MacArthur Clan History
The legends of King Arthur are well known and historically contradictory. From the Welsh-speaking areas of Strathclyde (in which Glasgow now lies), Rheged and Gododdin (in which Edinburgh now lies), the earliest surviving Scottish poem tells of the resistance leader Arthur fighting against the English of Northumbria when they defeated Gododdin. When Scotland’s Welsh-speaking Kingdoms were wiped out the language returned to Wales and Cornwall.

Arthurian legend was taken with it to be transplanted and developed all over these areas. Arthur’s Seat, however, remains solidly beside Edinburgh. An ancient Celtic couplet ran, ‘the hills and streams and MacAlpine but whence came forth MacArthur?’ so old is the name.

The MacArthurs fought beside Robert the Bruce for Scotland’s independence and gained mid-Argyll lands from the King’s opposers as a reward. From here the MacArthurs prospered and spread, growing into two successful houses – the MacArthurs of Loch Awe and the MacArthur Campbells of Strachur.

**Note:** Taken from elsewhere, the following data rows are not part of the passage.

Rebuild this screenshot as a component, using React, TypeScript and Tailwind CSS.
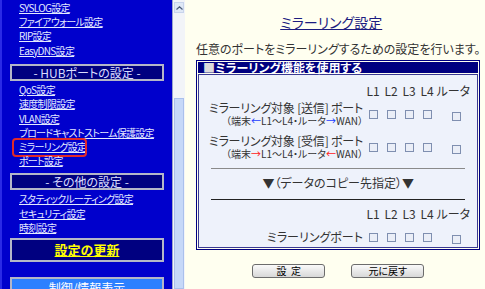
const jp = "font-['Noto_Sans_CJK_JP','Noto_Sans',sans-serif] [font-feature-settings:'palt']";

const linksTop = ['SYSLOG設定', 'ファイアウォール設定', 'RIP設定', 'EasyDNS設定'];
const linksHub = ['QoS設定', '速度制限設定', 'VLAN設定', 'ブロードキャストストーム保護設定', 'ミラーリング設定', 'ポート設定'];
const linksOther = ['スタティックルーティング設定', 'セキュリティ設定', '時刻設定'];

const NavLink = ({ label, active }: { label: string; active?: boolean }) => (
  <div className="h-[14.2px] pl-[17px] text-[10px] leading-[14.2px] tracking-[-0.7px]">
    <a className="relative inline-block h-[14.2px] text-[#e4eaff] underline underline-offset-[1px]">
      {label}
      {active && (
        <span className="absolute left-[-7px] right-[-1px] top-[-2px] bottom-[-3px] rounded-[4px] border-2 border-[#e02a2a]" />
      )}
    </a>
  </div>
);

const Section = ({ label }: { label: string }) => (
  <div className="ml-[8px] h-[17px] w-[154px] border-2 border-[#b4b6c8] bg-[#000080] text-center text-[12px] leading-[13px] text-[#dadcff]">
    {label}
  </div>
);

const Nav = () => (
  <div className="w-[172px] shrink-0 border-l-2 border-[#2a2ae6] bg-[#0000cc] pt-[1px]">
    {linksTop.map((l) => <NavLink key={l} label={l} />)}
    <div className="mt-[6px]">
      <Section label="- HUBポートの設定 -" />
    </div>
    <div className="mt-[2.5px]">
      {linksHub.map((l) => <NavLink key={l} label={l} active={l === 'ミラーリング設定'} />)}
    </div>
    <div className="mt-[5px]">
      <Section label="- その他の設定 -" />
    </div>
    <div className="mt-[2px]">
      {linksOther.map((l) => <NavLink key={l} label={l} />)}
    </div>
    <div className="ml-[8px] mt-[3px] flex h-[24px] w-[154px] items-center justify-center border-2 border-[#b4b6c8] bg-[#000080]">
      <span className="text-[13px] font-bold leading-[16px] text-[#ffff00] underline">設定の更新</span>
    </div>
    <div className="ml-[8px] mt-[15px] h-[24px] w-[154px] border-2 border-[#b4b6c8] bg-[#2c80ff] text-center text-[12px] leading-[18px] text-white">
      制御/情報表示
    </div>
  </div>
);

const Scrollbar = () => (
  <div className="flex w-[13px] shrink-0 flex-col border-l border-[#9aa6cc] bg-[#f2f4f8]">
    <div className="mx-[1px] mt-[2px] flex h-[11px] items-center justify-center border border-[#c8d4ec] bg-[#dfe8f6]">
      <svg width="7" height="4" viewBox="0 0 7 4">
        <path d="M0.5 3.5 L3.5 0.8 L6.5 3.5" fill="none" stroke="#4a5a78" strokeWidth="1.2" />
      </svg>
    </div>
    <div className="mx-[1px] mt-[85px] flex-1 border border-[#aac0ec] bg-[#c6d8f8]" />
  </div>
);

const Box = () => <span className="inline-block h-[9px] w-[9px] border border-[#7f8fb0] bg-[#eaeef7]" />;

const BoxCells = () => (
  <>
    <div className="flex justify-center"><Box /></div>
    <div className="flex justify-center"><Box /></div>
    <div className="flex justify-center"><Box /></div>
    <div className="flex justify-center"><Box /></div>
    <div className="pl-[16px]"><Box /></div>
  </>
);

const HeadRow = () => (
  <div className="grid h-[14px] grid-cols-[165px_18px_18px_18px_18px_1fr] text-[12px] leading-[14px]">
    <div />
    <div className="text-center">L1</div>
    <div className="text-center">L2</div>
    <div className="text-center">L3</div>
    <div className="text-center">L4</div>
    <div className="ml-[0.5px] whitespace-nowrap">ルータ</div>
  </div>
);

const TargetRow = ({ kind, left, right, arrow }: { kind: string; left: string; right: string; arrow: string }) => (
  <div className="grid grid-cols-[165px_18px_18px_18px_18px_1fr] items-center">
    <div className="pr-[1px] text-right">
      <div className="h-[13px] whitespace-nowrap text-[12px] leading-[13px] tracking-[-0.2px]">ミラーリング対象 [{kind}] ポート</div>
      <div className="h-[13px] whitespace-nowrap text-[10px] leading-[13px]">
        （端末<span className={arrow}>{left}</span>L1～L4・ルータ<span className={arrow}>{right}</span>WAN）
      </div>
    </div>
    <BoxCells />
  </div>
);

const Main = () => (
  <div className="flex-1 bg-[#fffff0] pl-[11px] pr-[7px] text-[#333333]">
    <div className="h-[27px] pr-[14px] pt-[9px] text-center">
      <span className="text-[14px] leading-[16px] text-[#1c1c80] underline">ミラーリング設定</span>
    </div>
    <p className="mt-[14px] h-[15px] whitespace-nowrap text-[12px] leading-[15px]">
      任意のポートをミラーリングするための設定を行います。
    </p>
    <div className="mt-[4px] border border-[#000080] p-[1px]">
      <div className="h-[11px] bg-[#000080] pl-[5px] text-[12px] font-bold leading-[11px] text-white">
        <span className="text-[#dcdcdc]">■</span>ミラーリング機能を使用する
      </div>
      <div className="mt-[1px] border border-[#3a3a92] bg-[#eef2fb] pb-[8px] pt-[9px]">
        <HeadRow />
        <div className="mt-[3px]">
          <TargetRow kind="送信" left="←" right="→" arrow="text-[#1a3cff]" />
        </div>
        <div className="mt-[7px]">
          <TargetRow kind="受信" left="→" right="←" arrow="text-[#ff2020]" />
        </div>
        <div className="mx-[12px] mt-[8px] h-px bg-[#8a8a8a]" />
        <div className="mt-[7px] h-[14px] text-center text-[12px] leading-[14px]">▼（データのコピー先指定）▼</div>
        <div className="mx-[12px] mt-[9px] h-px bg-[#222222]" />
        <div className="mt-[7px]">
          <HeadRow />
        </div>
        <div className="mt-[4px] grid h-[14px] grid-cols-[165px_18px_18px_18px_18px_1fr] items-center">
          <div className="pr-[1px] text-right text-[12px] leading-[14px]">ミラーリングポート</div>
          <BoxCells />
        </div>
      </div>
    </div>
    <div className="mt-[14px] flex justify-center gap-[26px]">
      <button className="h-[14px] w-[73px] rounded-[3px] border border-[#6c6c6c] bg-gradient-to-b from-[#fafafa] to-[#d8d8d8] text-[10px] leading-[12px] text-black">
        設&nbsp;&nbsp;定
      </button>
      <button className="h-[14px] w-[73px] rounded-[3px] border border-[#6c6c6c] bg-gradient-to-b from-[#fafafa] to-[#d8d8d8] text-[10px] leading-[12px] text-black">
        元に戻す
      </button>
    </div>
  </div>
);

export default function App() {
  return (
    <div className={`flex h-[289px] w-[485px] overflow-hidden ${jp}`}>
      <Nav />
      <Scrollbar />
      <Main />
    </div>
  );
}
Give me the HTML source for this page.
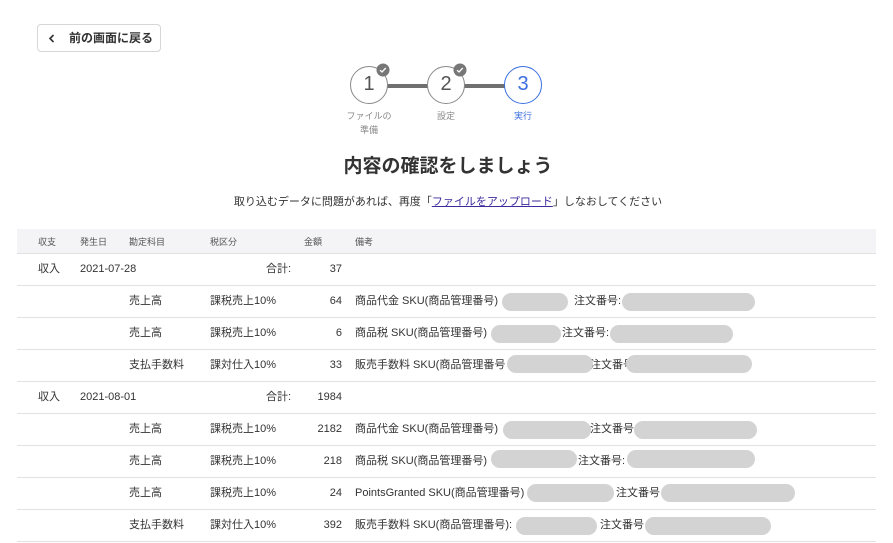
<!DOCTYPE html>
<html><head><meta charset="utf-8"><style>
*{margin:0;padding:0;box-sizing:border-box}
body{width:893px;height:543px;background:#fff;font-family:"Liberation Sans","Noto Sans CJK JP",sans-serif;color:#333;position:relative;overflow:hidden}
.a{position:absolute;white-space:nowrap}
.btn{left:37px;top:24px;width:124px;height:28px;border:1px solid #d6d6d6;border-radius:4px;font-size:12px;font-weight:bold;line-height:26px;padding-left:31px;color:#333}
.circ{position:absolute;width:38px;height:38px;border-radius:50%;border:1.5px solid #8a8a8a;background:#fff;font-size:20px;line-height:35px;text-align:center;color:#555;top:66px}
.lbl{position:absolute;font-size:9px;color:#888;text-align:center;line-height:14px;width:60px}
.t{font-size:11px;color:#333;line-height:14px}
.line{position:absolute;left:17px;width:859px;height:1px;background:#e2e2e2}
.pill{position:absolute;height:18px;border-radius:9px;background:#d3d3d4}
.r{text-align:right}
</style></head><body>
<div class="a btn">前の画面に戻る</div>
<svg class="a" style="left:48px;top:34px" width="8" height="9"><path d="M5.5 1 L2 4.5 L5.5 8" stroke="#333" stroke-width="1.6" fill="none"/></svg>

<div style="position:absolute;left:385px;top:84px;width:140px;height:4px;background:#707070"></div>
<div class="circ" style="left:350px">1</div>
<div class="circ" style="left:427px">2</div>
<div class="circ" style="left:504px;border-color:#3b6fe0;color:#3b6fe0">3</div>
<svg class="a" style="left:376px;top:63px" width="14" height="14"><circle cx="7" cy="7" r="6.5" fill="#777"/><path d="M4 7.2 L6 9 L9.8 5" stroke="#fff" stroke-width="1.3" fill="none"/></svg>
<svg class="a" style="left:453px;top:63px" width="14" height="14"><circle cx="7" cy="7" r="6.5" fill="#777"/><path d="M4 7.2 L6 9 L9.8 5" stroke="#fff" stroke-width="1.3" fill="none"/></svg>
<div class="lbl" style="left:339px;top:109px">ファイルの<br>準備</div>
<div class="lbl" style="left:416px;top:109px">設定</div>
<div class="lbl" style="left:493px;top:109px;color:#3b6fe0">実行</div>

<div class="a" style="left:0;width:893px;text-align:center;top:151px;font-size:19px;font-weight:bold;color:#333;padding-left:3px">内容の確認をしましょう</div>
<div class="a" style="left:0;width:893px;text-align:center;top:193px;font-size:11px;color:#333;padding-left:3px">取り込むデータに問題があれば、再度「<span style="color:#3d2a9e;text-decoration:underline">ファイルをアップロード</span>」しなおしてください</div>

<div style="position:absolute;left:17px;top:229px;width:859px;height:25px;background:#f4f3f5"></div>
<div class="a" style="top:235px;left:38px;font-size:9px;color:#555">収支</div>
<div class="a" style="top:235px;left:80px;font-size:9px;color:#555">発生日</div>
<div class="a" style="top:235px;left:129px;font-size:9px;color:#555">勘定科目</div>
<div class="a" style="top:235px;left:210px;font-size:9px;color:#555">税区分</div>
<div class="a" style="top:235px;left:304px;font-size:9px;color:#555">金額</div>
<div class="a" style="top:235px;left:355px;font-size:9px;color:#555">備考</div>
<div class="line" style="top:253px"></div>

<div class="line" style="top:285px"></div><div class="line" style="top:317px"></div><div class="line" style="top:349px"></div><div class="line" style="top:381px"></div><div class="line" style="top:413px"></div><div class="line" style="top:445px"></div><div class="line" style="top:477px"></div><div class="line" style="top:509px"></div><div class="line" style="top:541px"></div>

<div class="a t" style="top:262px;left:38px">収入</div>
<div class="a t" style="top:262px;left:80px">2021-07-28</div>
<div class="a t" style="top:262px;left:266px">合計:</div>
<div class="a t r" style="top:262px;left:300px;width:42px">37</div>

<div class="a t" style="top:294px;left:129px">売上高</div><div class="a t" style="top:294px;left:210px">課税売上10%</div><div class="a t r" style="top:294px;left:300px;width:42px">64</div>
<div class="a t" style="top:294px;left:355px">商品代金 SKU(商品管理番号)</div><div class="a t" style="top:294px;left:574px">注文番号:</div>
<div class="pill" style="top:293px;left:502px;width:66px"></div><div class="pill" style="top:293px;left:622px;width:133px"></div>

<div class="a t" style="top:326px;left:129px">売上高</div><div class="a t" style="top:326px;left:210px">課税売上10%</div><div class="a t r" style="top:326px;left:300px;width:42px">6</div>
<div class="a t" style="top:326px;left:355px">商品税 SKU(商品管理番号)</div><div class="a t" style="top:326px;left:562px">注文番号:</div>
<div class="pill" style="top:325px;left:491px;width:70px"></div><div class="pill" style="top:325px;left:610px;width:123px"></div>

<div class="a t" style="top:358px;left:129px">支払手数料</div><div class="a t" style="top:358px;left:210px">課対仕入10%</div><div class="a t r" style="top:358px;left:300px;width:42px">33</div>
<div class="a t" style="top:358px;left:355px">販売手数料 SKU(商品管理番号</div><div class="a t" style="top:358px;left:590px">注文番号</div>
<div class="pill" style="top:355px;left:507px;width:86px"></div><div class="pill" style="top:355px;left:626px;width:126px"></div>

<div class="a t" style="top:390px;left:38px">収入</div>
<div class="a t" style="top:390px;left:80px">2021-08-01</div>
<div class="a t" style="top:390px;left:266px">合計:</div>
<div class="a t r" style="top:390px;left:300px;width:42px">1984</div>

<div class="a t" style="top:422px;left:129px">売上高</div><div class="a t" style="top:422px;left:210px">課税売上10%</div><div class="a t r" style="top:422px;left:300px;width:42px">2182</div>
<div class="a t" style="top:422px;left:355px">商品代金 SKU(商品管理番号)</div><div class="a t" style="top:422px;left:590px">注文番号</div>
<div class="pill" style="top:421px;left:503px;width:88px"></div><div class="pill" style="top:421px;left:634px;width:123px"></div>

<div class="a t" style="top:454px;left:129px">売上高</div><div class="a t" style="top:454px;left:210px">課税売上10%</div><div class="a t r" style="top:454px;left:300px;width:42px">218</div>
<div class="a t" style="top:454px;left:355px">商品税 SKU(商品管理番号)</div><div class="a t" style="top:454px;left:578px">注文番号:</div>
<div class="pill" style="top:450px;left:491px;width:86px"></div><div class="pill" style="top:450px;left:627px;width:128px"></div>

<div class="a t" style="top:486px;left:129px">売上高</div><div class="a t" style="top:486px;left:210px">課税売上10%</div><div class="a t r" style="top:486px;left:300px;width:42px">24</div>
<div class="a t" style="top:486px;left:355px">PointsGranted SKU(商品管理番号)</div><div class="a t" style="top:486px;left:616px">注文番号</div>
<div class="pill" style="top:484px;left:527px;width:87px"></div><div class="pill" style="top:484px;left:661px;width:134px"></div>

<div class="a t" style="top:518px;left:129px">支払手数料</div><div class="a t" style="top:518px;left:210px">課対仕入10%</div><div class="a t r" style="top:518px;left:300px;width:42px">392</div>
<div class="a t" style="top:518px;left:355px">販売手数料 SKU(商品管理番号):</div><div class="a t" style="top:518px;left:600px">注文番号</div>
<div class="pill" style="top:517px;left:516px;width:81px"></div><div class="pill" style="top:517px;left:645px;width:126px"></div>
</body></html>
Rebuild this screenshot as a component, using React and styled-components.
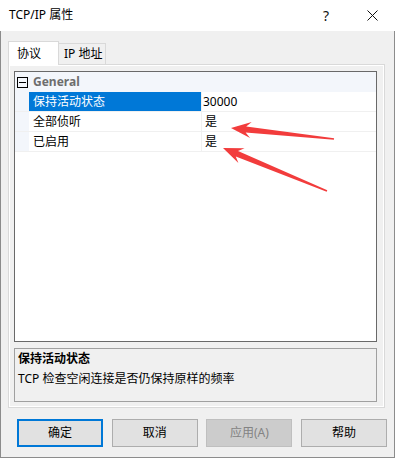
import React from "react";
import styled, { createGlobalStyle } from "styled-components";

const Global = createGlobalStyle`
  html, body { margin: 0; padding: 0; background: #ffffff; }
  body { font-family: "Noto Sans", "Noto Sans CJK SC", sans-serif; font-size: 12px; color: #000; }
  * { box-sizing: border-box; }
`;

const Window = styled.div`
  position: relative;
  width: 395px;
  height: 458px;
  display: flex;
  flex-direction: column;
  background: #fff;
`;

const TitleBar = styled.div`
  height: 31px;
  display: flex;
  align-items: center;
  background: #fff;
`;

const Title = styled.div`
  flex: 1;
  padding-left: 9px;
  font-size: 12px;
  line-height: 16px;
  padding-bottom: 1px;
`;

const CaptionButton = styled.div`
  width: 46px;
  height: 31px;
  display: flex;
  align-items: center;
  justify-content: center;
  font-size: 14px;
  color: #111;
`;

const Body = styled.div`
  flex: 1;
  display: flex;
  flex-direction: column;
  background: #f0f0f0;
  border: 1px solid #8c8c8c;
  border-top: none;
  padding: 10px 0 10px 0;
`;

const TabStrip = styled.div`
  display: flex;
  align-items: flex-end;
  height: 24px;
  margin: 0 9px 0 7px;
  position: relative;
  z-index: 1;
`;

const Tab = styled.div`
  height: ${(p) => (p.$active ? "24px" : "22px")};
  width: ${(p) => p.$w}px;
  border: 1px solid #d9d9d9;
  border-bottom: ${(p) => (p.$active ? "none" : "1px solid #d9d9d9")};
  ${(p) => (p.$active ? "" : "border-left: none;")}
  background: ${(p) => (p.$active ? "#ffffff" : "#f0f0f0")};
  display: flex;
  align-items: center;
  padding-left: ${(p) => p.$pl}px;
  padding-top: ${(p) => (p.$active ? "1px" : "0")};
  font-size: 12px;
  line-height: 16px;
`;

const Panel = styled.div`
  margin: -1px 9px 0 7px;
  height: 344px;
  border: 1px solid #d9d9d9;
  background: #f0f0f0;
  box-shadow: inset 0 0 0 1px #ffffff;
  padding: 6px 7px 5px 5px;
  display: flex;
  flex-direction: column;
  gap: 6px;
`;

const Grid = styled.div`
  height: 271px;
  border: 1px solid #696969;
  background: #ffffff;
  display: flex;
  flex-direction: column;
`;

const Row = styled.div`
  display: grid;
  grid-template-columns: 14px 173px 1fr;
  height: 20px;
  border-bottom: 1px solid #f0f0f0;
`;

const CategoryRow = styled.div`
  height: 20px;
  display: flex;
  align-items: center;
  background: #f3f6fb;
`;

const Margin = styled.div`
  background: #f3f6fb;
  display: flex;
  align-items: center;
  justify-content: center;
`;

const Expander = styled.div`
  width: 11px;
  height: 11px;
  border: 1px solid #000;
  margin: 0 5px 0 2px;
  display: flex;
  align-items: center;
  justify-content: center;
  &::after {
    content: "";
    width: 7px;
    height: 1px;
    background: #000;
  }
`;

const CategoryLabel = styled.div`
  font-weight: bold;
  color: #6d6d6d;
  font-size: 12px;
  line-height: 16px;
`;

const LabelCell = styled.div`
  background: ${(p) => (p.$selected ? "#0078d7" : "#ffffff")};
  color: ${(p) => (p.$selected ? "#ffffff" : "#000000")};
  border-right: 1px solid #f0f0f0;
  padding-left: 4px;
  display: flex;
  align-items: center;
  font-size: 12px;
  line-height: 16px;
`;

const ValueCell = styled.div`
  padding-left: ${(p) => p.$pl}px;
  display: flex;
  align-items: center;
  font-size: 12px;
  line-height: 16px;
`;

const Desc = styled.div`
  height: 54px;
  border: 1px solid #a0a0a0;
  background: #f0f0f0;
  padding: 2px 0 0 3px;
  display: flex;
  flex-direction: column;
  gap: 4px;
`;

const DescTitle = styled.div`
  font-weight: bold;
  font-size: 12px;
  line-height: 16px;
`;

const DescText = styled.div`
  font-size: 12px;
  line-height: 16px;
`;

const ButtonRow = styled.div`
  margin: 11px 7px 0 16px;
  display: flex;
  justify-content: space-between;
`;

const Button = styled.div`
  width: 86px;
  height: 28px;
  display: flex;
  align-items: center;
  justify-content: center;
  font-size: 12px;
  line-height: 16px;
  background: ${(p) => (p.$disabled ? "#cccccc" : "#e1e1e1")};
  color: ${(p) => (p.$disabled ? "#838383" : "#000")};
  border: ${(p) =>
    p.$default ? "2px solid #0078d7" : p.$disabled ? "1px solid #bfbfbf" : "1px solid #adadad"};
`;

const Overlay = styled.svg`
  position: absolute;
  left: 0;
  top: 0;
  pointer-events: none;
`;

const rows = [
  { label: "保持活动状态", value: "30000", selected: true, pl: 1 },
  { label: "全部侦听", value: "是", pl: 3 },
  { label: "已启用", value: "是", pl: 3 },
];

export default function App() {
  return (
    <>
      <Global />
      <Window>
        <TitleBar>
          <Title>TCP/IP 属性</Title>
          <CaptionButton>?</CaptionButton>
          <CaptionButton>
            <svg width="11" height="11" viewBox="0 0 11 11">
              <path d="M0.5 0.5 L10.5 10.5 M10.5 0.5 L0.5 10.5" stroke="#111" strokeWidth="1" />
            </svg>
          </CaptionButton>
        </TitleBar>
        <Body>
          <TabStrip>
            <Tab $active $w={51} $pl={8}>协议</Tab>
            <Tab $w={47} $pl={5}>IP 地址</Tab>
          </TabStrip>
          <Panel>
            <Grid>
              <CategoryRow>
                <Expander />
                <CategoryLabel>General</CategoryLabel>
              </CategoryRow>
              {rows.map((r) => (
                <Row key={r.label}>
                  <Margin />
                  <LabelCell $selected={r.selected}>{r.label}</LabelCell>
                  <ValueCell $pl={r.pl}>{r.value}</ValueCell>
                </Row>
              ))}
            </Grid>
            <Desc>
              <DescTitle>保持活动状态</DescTitle>
              <DescText>TCP 检查空闲连接是否仍保持原样的频率</DescText>
            </Desc>
          </Panel>
          <ButtonRow>
            <Button $default>确定</Button>
            <Button>取消</Button>
            <Button $disabled>应用(A)</Button>
            <Button>帮助</Button>
          </ButtonRow>
        </Body>
        <Overlay width="395" height="458" viewBox="0 0 395 458">
          <polygon
            fill="#f23c3c"
            points="231,128 251.7,122.1 246.2,126.6 334.1,138.2 333.9,139.8 245.6,132.6 250.1,138.1"
          />
          <polygon
            fill="#f23c3c"
            points="223,148 244.6,148.2 238.0,150.9 327.3,190.3 326.7,191.7 235.8,156.5 238.4,163.0"
          />
        </Overlay>
      </Window>
    </>
  );
}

In the thirteenth century a MacArthur married the heiress of Duncan mac Duibhne.

Later the Clanh Ua Duihne carried the nickname Cam beul. So through the MacArthurs came the Campbells.

When James I returned from his English imprisonment his wrath fell upon the MacArthurs among others. Through a wave of executions and estate seizures the MacArthurs were stunted and the Campbells became the predominant race north of Glasgow.

In 1567 Duncan MacArthur and his son, of the Loch Awe family, became the victims of their own success when jealousy drove neighbours to drown them in the loch.

A great number of MacArthurs emigrated from Scotland in the years following disastrous Culloden in 1746, choosing to restart in America, Canada, Australia and the West Indies.